Labordiagnostik der Toxoplasmoseinfektion
Parameter Erläuterung Material
Toxoplasmose-IgG IgG-Ak sind etwa zwei Wochen nach Infektion nachweisbar und  persistieren lebenslang. Ein positiver IgG-Nachweis vor der Schwangerschaft gilt als Immunitätsnachweis; während der Schwangerschaft oder bei V.a. Akutinfektion sollte eine IgM-Bestimmung angeschlossen werden. Ein negatives Testergebnis schließt eine Toxoplasmoseinfektion mit hoher Wahrscheinlichkeit aus, da im Anfangsstadium nur sehr selten ausschließlich IgM-Ak gefunden werden. Bei Neugeborenen sprechen im Verlauf persistierende oder ansteigende IgG-Antikörper für eine konnatale Toxoplasmose und gegen einen mütterlichen Leihtiter. Serum
Toxoplasmose-IgM IgM-Ak werden wenige Tage nach Infektion gebildet. Sie erreichen nach 2-5 Wochen ein Maximum und persistieren ca. 6 Monate. Nicht selten sind IgM-Ak in niedriger Konzentration über mehrere Jahre nachweisbar. Serum
Toxoplasmose-IgG-Avidität Zusatztest zur Eingrenzung des Infektionszeitpunktes bei auffälliger Toxoplasmoseserologie (positiver IgM-Nachweis) in der Schwangerschaft. Mit zunehmendem Abstand zur Infektion steigt die Avidität der gebildeten IgG-Antikörper. Eine hohe Avidität schließt eine Akutinfektion in den vergangenen 4 Monaten aus. Serum
Toxoplasmose-DNA-PCR Direktnachweis des Erregers bei V.a. fetale Infektion, V.a. Reaktivierung einer Toxoplasmose bei Immunsuppression, V.a. cerebrale Toxoplasmose Fruchtwasser, Liquor, Bioptat

 

Interpretation serologischer Befundkonstellationen während der Schwangerschaft
IgG (EIA) IgM (EIA) IgG (Avidität) Interpretation
  Kein Hinweis auf Infektion, keine Immunität.

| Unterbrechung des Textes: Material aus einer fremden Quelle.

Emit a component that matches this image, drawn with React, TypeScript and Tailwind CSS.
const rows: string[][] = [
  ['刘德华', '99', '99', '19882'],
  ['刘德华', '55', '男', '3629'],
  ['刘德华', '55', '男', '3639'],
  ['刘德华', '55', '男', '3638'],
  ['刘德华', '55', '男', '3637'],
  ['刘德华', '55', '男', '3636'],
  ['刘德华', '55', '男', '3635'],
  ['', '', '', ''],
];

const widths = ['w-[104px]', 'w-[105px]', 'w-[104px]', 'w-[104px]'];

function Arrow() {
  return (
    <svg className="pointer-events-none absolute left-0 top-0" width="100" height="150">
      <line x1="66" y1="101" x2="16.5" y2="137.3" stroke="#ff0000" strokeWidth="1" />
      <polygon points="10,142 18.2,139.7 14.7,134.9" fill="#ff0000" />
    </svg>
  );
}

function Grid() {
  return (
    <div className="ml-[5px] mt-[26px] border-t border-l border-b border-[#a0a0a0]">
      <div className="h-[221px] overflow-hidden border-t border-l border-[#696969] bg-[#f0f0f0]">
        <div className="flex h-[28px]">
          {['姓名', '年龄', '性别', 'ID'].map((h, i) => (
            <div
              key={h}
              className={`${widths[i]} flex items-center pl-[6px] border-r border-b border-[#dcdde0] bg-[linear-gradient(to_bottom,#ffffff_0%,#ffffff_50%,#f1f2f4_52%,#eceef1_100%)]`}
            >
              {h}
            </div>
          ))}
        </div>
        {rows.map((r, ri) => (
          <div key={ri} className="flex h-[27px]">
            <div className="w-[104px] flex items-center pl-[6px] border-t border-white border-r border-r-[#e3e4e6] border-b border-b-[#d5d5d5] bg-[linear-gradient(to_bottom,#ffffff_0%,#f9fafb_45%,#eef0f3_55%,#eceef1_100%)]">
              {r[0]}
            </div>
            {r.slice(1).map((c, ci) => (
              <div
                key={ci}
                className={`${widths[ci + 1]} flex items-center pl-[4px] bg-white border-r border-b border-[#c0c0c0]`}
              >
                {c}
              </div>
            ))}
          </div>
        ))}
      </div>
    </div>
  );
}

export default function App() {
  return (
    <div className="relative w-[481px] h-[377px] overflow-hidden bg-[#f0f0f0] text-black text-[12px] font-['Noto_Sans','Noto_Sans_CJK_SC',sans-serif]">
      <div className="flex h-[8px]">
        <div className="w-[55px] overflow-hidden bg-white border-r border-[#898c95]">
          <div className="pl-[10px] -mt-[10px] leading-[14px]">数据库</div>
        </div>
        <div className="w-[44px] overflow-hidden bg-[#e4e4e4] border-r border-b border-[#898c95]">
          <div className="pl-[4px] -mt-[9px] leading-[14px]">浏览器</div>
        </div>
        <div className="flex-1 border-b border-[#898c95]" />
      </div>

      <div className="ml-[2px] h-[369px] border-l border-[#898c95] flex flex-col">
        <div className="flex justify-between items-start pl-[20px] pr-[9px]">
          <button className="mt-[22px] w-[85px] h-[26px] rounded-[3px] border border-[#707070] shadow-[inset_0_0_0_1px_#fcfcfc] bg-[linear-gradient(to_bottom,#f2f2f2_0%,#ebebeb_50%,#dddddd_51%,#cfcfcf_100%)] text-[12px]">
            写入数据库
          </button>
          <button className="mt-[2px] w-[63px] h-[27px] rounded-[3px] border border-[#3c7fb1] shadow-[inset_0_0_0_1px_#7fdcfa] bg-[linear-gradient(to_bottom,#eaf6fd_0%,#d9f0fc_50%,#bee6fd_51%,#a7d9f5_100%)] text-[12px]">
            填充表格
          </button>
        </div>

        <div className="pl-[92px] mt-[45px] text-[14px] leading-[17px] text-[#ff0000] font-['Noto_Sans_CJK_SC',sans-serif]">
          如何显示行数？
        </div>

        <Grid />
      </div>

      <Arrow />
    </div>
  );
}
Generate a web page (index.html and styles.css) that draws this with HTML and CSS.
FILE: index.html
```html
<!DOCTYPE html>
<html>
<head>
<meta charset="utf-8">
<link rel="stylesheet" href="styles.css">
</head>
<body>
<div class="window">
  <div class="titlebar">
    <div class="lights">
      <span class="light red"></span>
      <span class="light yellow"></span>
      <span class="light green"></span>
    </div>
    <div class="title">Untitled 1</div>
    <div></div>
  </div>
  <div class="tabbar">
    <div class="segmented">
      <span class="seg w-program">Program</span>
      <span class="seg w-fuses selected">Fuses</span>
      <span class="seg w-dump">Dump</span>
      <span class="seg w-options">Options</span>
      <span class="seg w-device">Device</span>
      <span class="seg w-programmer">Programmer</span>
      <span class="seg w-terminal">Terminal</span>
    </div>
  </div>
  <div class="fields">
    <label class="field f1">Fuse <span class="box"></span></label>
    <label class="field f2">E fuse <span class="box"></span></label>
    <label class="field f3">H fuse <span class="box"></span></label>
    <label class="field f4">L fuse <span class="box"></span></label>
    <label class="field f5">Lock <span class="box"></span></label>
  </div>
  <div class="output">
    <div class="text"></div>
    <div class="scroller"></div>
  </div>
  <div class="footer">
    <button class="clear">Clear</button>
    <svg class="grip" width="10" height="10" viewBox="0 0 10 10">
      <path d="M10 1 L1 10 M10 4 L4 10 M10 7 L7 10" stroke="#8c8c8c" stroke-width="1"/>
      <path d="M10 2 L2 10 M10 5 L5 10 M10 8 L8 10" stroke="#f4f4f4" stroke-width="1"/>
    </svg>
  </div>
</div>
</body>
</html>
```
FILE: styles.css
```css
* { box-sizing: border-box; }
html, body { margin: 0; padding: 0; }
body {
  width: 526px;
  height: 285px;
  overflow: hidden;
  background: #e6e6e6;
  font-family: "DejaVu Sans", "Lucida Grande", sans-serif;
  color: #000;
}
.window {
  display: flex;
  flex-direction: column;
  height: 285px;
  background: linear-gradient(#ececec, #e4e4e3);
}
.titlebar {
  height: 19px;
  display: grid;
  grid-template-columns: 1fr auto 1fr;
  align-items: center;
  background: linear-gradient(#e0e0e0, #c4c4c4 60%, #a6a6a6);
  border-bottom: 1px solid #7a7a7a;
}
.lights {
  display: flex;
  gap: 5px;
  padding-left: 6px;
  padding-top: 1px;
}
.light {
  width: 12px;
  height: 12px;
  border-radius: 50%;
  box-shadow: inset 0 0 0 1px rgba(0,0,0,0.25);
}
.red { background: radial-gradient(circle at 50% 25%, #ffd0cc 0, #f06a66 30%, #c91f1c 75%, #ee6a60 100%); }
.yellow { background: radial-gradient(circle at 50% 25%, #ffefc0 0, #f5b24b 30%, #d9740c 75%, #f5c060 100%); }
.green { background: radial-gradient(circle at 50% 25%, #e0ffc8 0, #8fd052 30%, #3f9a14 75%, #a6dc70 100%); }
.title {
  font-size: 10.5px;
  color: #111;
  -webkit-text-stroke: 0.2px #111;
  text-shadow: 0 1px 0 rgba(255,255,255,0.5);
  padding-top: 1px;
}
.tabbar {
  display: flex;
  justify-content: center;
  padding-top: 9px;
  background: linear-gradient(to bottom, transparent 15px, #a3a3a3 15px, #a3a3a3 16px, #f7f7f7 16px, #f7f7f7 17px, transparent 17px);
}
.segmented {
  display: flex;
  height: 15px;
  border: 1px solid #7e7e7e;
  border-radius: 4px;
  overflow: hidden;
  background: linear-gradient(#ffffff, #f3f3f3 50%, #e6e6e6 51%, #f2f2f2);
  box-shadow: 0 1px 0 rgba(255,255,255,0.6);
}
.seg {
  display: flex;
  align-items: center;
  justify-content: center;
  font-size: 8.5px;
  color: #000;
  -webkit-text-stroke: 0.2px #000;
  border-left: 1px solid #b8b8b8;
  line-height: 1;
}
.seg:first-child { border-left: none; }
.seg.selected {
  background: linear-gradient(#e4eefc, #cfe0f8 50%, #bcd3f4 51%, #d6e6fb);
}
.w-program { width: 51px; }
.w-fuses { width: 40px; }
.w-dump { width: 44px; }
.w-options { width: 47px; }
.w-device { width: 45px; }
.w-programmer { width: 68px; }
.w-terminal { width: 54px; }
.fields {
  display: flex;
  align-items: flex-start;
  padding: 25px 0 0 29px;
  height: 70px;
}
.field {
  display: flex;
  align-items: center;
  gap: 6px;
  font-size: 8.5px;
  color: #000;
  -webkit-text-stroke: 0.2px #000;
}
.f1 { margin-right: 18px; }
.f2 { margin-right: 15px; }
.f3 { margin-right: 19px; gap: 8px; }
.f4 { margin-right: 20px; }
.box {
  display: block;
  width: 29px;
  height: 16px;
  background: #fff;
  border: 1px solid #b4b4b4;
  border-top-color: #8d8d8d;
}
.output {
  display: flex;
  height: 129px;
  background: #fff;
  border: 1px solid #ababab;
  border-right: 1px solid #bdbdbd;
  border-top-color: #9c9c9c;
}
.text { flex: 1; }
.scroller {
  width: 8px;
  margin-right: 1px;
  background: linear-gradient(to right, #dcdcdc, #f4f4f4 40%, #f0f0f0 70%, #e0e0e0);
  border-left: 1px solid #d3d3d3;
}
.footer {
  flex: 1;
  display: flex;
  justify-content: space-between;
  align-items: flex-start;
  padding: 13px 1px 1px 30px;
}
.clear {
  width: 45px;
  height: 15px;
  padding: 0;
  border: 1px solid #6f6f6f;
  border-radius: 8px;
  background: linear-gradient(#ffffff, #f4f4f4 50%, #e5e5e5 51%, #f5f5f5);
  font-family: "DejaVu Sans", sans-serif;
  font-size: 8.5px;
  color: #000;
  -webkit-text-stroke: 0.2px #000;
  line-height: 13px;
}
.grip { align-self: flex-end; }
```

+   Abgelaufene Infektion, für die Schwangerschaft besteht kein Infektionsrisiko.
+   Auffälliger Befund. Kurzfristige Kontrolle (nach ca. 2-4 Wochen) notwendig.

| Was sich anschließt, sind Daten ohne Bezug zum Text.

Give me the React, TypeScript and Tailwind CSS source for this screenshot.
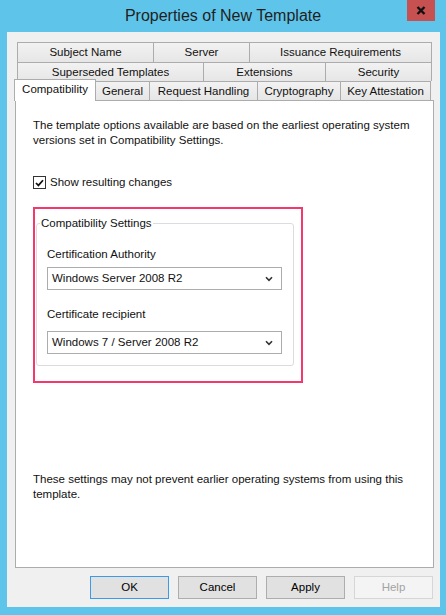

Eine Serokonversion der IgG-Antikörper im Verlauf beweist eine Akutinfektion.
Wenn - in der Mehrzahl der Fälle - eine IgG-Serokonversion ausbleibt, ist von einem unspezifischen IgM-Nachweis auszugehen.
+ + hoch Zurückliegende Infektion (> 4 Monate) mit persistierenden IgM-Antikörpern.
+ ++ niedrig Akute oder kurz zurückliegende Infektion.
+ + niedrig/ mittel Kurz zurückliegende Infektion oder abgelaufene Infektion mit persistierenden IgM-Antikörpern. Eine eindeutige Aussage über den Zeitpunkt der Infektion ist nicht möglich.